== STORED RECORDS ==
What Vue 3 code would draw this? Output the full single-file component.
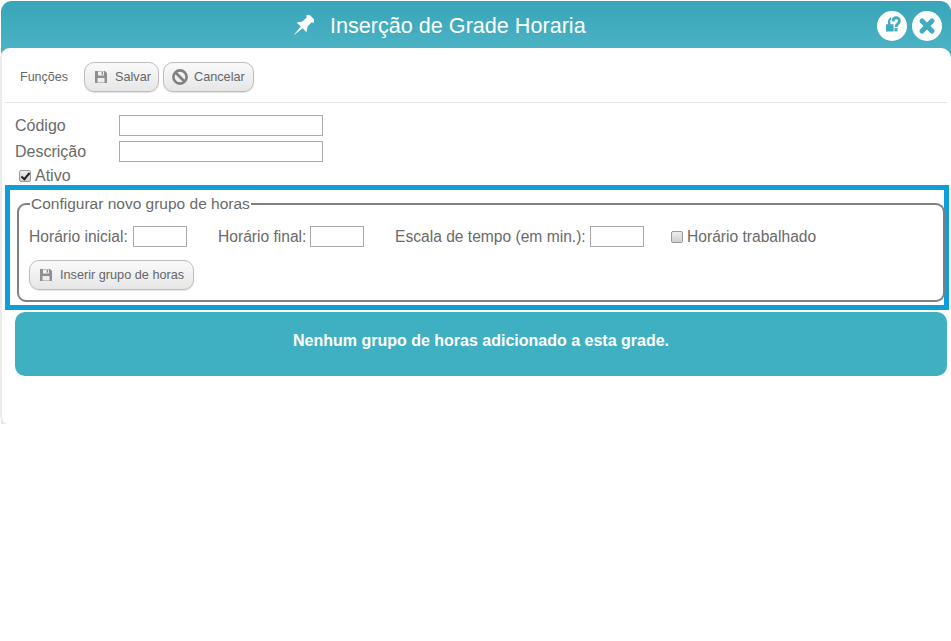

==

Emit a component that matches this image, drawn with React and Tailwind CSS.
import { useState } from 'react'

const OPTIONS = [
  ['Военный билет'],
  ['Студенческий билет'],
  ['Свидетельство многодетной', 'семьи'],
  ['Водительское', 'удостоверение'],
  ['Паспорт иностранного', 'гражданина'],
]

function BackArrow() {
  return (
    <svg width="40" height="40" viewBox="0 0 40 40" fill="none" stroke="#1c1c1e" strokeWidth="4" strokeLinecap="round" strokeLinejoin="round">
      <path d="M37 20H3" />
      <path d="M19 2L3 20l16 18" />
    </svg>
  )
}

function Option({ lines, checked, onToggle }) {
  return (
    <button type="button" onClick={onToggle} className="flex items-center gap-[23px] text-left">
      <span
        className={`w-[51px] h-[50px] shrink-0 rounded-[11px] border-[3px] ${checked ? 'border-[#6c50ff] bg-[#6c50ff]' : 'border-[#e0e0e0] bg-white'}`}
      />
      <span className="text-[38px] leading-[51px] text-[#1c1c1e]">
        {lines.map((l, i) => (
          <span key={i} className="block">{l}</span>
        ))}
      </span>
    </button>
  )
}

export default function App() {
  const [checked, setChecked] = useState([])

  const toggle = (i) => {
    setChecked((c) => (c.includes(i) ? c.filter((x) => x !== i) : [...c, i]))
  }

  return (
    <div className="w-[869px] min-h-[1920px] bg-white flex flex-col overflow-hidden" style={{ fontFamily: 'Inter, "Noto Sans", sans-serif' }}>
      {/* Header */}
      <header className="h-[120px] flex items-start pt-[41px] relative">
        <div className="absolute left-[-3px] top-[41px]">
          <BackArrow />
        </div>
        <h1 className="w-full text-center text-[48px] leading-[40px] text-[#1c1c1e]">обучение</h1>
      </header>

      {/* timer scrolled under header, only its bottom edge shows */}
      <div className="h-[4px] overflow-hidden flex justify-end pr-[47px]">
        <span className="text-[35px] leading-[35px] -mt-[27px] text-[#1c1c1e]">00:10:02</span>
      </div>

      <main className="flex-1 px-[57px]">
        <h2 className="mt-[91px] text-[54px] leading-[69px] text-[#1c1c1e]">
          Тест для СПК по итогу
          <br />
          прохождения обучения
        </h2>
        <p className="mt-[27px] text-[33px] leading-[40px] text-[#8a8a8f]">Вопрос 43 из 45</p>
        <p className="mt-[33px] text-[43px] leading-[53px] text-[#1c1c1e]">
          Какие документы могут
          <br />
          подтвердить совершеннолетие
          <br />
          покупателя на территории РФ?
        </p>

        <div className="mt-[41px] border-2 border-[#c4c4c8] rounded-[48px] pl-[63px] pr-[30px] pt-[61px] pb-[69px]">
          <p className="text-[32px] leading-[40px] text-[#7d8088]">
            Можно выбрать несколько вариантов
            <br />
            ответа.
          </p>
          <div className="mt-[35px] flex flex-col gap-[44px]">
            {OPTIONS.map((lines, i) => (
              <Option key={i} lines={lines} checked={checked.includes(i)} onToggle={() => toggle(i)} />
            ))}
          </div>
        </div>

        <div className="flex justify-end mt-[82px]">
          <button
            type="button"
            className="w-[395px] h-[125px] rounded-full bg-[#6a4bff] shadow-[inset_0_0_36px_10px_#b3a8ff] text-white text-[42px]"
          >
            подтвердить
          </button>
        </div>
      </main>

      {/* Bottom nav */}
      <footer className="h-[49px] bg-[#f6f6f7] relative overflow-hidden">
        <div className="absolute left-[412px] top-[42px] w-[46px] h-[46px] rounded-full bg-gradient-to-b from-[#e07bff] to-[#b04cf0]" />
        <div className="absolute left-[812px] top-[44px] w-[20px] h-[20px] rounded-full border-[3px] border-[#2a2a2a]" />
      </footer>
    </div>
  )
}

---

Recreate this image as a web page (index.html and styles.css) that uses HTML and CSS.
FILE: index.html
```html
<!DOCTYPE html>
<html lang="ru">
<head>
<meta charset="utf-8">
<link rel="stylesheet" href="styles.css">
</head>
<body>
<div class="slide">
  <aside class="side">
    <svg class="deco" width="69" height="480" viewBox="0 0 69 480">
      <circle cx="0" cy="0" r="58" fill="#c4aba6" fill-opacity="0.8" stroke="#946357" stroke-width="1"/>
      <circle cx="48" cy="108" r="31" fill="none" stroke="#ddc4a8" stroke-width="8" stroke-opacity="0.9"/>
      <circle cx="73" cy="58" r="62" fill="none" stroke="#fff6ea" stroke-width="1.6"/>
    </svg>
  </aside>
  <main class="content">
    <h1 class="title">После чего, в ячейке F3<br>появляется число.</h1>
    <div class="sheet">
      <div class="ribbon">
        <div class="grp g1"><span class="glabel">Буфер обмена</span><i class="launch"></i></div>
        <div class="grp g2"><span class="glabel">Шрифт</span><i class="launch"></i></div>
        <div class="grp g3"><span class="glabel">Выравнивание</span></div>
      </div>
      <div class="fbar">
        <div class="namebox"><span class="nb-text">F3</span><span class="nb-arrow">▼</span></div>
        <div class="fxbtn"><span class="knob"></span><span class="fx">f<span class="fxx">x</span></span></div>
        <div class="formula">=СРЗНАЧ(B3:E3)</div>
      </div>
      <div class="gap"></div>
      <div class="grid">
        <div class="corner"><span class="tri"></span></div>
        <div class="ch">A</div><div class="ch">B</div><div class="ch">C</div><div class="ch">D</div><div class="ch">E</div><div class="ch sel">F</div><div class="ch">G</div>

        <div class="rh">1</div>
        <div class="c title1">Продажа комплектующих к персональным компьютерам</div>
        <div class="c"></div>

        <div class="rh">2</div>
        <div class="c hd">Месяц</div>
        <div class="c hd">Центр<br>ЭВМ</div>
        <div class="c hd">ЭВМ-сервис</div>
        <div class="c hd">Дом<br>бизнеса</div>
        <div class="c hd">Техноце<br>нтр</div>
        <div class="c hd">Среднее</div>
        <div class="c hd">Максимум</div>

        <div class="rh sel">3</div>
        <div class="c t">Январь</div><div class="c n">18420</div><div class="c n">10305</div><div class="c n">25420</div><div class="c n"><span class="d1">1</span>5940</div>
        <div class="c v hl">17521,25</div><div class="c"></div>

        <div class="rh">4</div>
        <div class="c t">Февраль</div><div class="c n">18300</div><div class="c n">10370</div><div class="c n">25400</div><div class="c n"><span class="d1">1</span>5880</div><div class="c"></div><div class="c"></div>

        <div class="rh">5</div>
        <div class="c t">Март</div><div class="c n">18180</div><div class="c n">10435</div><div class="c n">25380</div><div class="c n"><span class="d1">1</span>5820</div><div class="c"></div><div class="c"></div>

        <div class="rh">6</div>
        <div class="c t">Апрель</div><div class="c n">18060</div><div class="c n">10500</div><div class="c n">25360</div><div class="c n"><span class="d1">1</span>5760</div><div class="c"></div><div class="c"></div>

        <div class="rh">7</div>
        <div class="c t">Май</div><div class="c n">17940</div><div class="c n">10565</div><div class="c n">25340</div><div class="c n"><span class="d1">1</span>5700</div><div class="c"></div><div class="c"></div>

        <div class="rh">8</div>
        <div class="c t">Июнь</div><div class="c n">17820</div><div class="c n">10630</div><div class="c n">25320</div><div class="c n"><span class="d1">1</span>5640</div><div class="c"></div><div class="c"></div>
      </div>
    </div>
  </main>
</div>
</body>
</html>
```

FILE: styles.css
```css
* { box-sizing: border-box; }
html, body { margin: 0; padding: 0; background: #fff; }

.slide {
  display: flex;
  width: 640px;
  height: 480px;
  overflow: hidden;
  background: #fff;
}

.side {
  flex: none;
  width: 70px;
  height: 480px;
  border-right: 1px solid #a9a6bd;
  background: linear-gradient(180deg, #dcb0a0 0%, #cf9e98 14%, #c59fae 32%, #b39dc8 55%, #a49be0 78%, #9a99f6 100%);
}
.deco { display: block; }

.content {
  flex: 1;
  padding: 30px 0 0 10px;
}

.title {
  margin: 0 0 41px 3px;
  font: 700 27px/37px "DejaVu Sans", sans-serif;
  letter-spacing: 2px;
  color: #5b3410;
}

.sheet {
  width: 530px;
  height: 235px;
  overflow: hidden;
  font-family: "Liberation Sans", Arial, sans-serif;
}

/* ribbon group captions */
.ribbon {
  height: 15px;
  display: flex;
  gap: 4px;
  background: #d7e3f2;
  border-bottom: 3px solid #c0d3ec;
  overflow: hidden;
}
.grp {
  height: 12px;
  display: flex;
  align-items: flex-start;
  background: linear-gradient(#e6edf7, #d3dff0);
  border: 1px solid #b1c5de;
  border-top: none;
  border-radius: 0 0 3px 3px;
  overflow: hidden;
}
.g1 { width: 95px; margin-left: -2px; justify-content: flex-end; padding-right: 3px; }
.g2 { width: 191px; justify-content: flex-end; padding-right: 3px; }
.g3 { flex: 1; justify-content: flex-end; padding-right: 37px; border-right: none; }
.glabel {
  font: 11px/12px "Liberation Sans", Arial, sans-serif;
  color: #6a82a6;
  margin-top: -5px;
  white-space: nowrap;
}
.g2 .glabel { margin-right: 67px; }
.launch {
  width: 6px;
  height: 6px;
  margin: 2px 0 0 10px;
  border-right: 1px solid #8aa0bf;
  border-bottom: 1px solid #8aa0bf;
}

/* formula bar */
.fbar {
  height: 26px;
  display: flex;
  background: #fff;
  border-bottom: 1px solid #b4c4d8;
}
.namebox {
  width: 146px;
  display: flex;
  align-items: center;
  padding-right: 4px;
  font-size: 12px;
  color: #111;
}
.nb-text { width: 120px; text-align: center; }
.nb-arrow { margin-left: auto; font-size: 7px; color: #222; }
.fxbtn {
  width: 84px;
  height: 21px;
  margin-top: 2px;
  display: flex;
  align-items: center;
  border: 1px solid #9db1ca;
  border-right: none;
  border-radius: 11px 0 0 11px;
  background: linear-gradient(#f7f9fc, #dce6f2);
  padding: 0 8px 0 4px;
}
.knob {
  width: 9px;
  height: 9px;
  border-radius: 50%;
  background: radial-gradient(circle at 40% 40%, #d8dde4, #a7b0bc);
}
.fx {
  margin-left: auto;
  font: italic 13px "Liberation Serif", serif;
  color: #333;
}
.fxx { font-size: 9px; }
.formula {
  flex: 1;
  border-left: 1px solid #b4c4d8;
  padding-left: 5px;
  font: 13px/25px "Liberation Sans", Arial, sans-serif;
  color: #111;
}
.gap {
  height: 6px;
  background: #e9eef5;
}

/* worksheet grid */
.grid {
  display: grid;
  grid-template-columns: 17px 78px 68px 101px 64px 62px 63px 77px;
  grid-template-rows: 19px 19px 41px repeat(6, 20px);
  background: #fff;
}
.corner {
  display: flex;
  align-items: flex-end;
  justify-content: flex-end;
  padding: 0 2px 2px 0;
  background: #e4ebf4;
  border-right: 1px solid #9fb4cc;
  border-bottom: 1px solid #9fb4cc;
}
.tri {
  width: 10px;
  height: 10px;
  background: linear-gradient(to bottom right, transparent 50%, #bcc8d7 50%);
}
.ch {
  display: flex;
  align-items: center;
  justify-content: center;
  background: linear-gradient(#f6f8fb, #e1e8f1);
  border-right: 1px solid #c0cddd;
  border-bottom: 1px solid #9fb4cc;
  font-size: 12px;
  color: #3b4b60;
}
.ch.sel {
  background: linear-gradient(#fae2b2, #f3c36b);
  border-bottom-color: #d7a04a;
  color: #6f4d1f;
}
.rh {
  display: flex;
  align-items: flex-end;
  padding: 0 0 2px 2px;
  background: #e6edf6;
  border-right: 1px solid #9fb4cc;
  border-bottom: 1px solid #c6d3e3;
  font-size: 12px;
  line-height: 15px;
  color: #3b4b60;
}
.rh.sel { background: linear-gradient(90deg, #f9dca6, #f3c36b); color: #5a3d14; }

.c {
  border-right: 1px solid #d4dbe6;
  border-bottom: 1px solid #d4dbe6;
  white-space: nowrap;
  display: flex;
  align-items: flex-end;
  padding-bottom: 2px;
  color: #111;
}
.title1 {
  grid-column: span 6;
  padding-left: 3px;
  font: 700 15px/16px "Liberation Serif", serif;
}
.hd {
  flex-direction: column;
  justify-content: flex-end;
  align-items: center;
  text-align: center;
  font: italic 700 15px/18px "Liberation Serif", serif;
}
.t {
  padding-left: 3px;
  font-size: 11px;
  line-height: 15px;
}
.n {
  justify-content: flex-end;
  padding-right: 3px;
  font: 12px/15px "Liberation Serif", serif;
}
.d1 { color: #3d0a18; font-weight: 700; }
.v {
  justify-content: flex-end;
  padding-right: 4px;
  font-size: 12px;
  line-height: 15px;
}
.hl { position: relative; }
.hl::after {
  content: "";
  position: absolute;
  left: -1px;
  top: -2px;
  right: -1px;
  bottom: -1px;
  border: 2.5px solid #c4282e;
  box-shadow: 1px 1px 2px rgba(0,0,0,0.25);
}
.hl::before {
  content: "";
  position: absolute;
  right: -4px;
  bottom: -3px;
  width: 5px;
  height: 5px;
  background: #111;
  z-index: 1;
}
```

== TO BE DONE ==
Filter out all lines lacking the word "this" and copy the rest.

== EXERCISE RESULT ==
What Vue 3 code would draw this? Output the full single-file component.
Emit a component that matches this image, drawn with React and Tailwind CSS.
Recreate this image as a web page (index.html and styles.css) that uses HTML and CSS.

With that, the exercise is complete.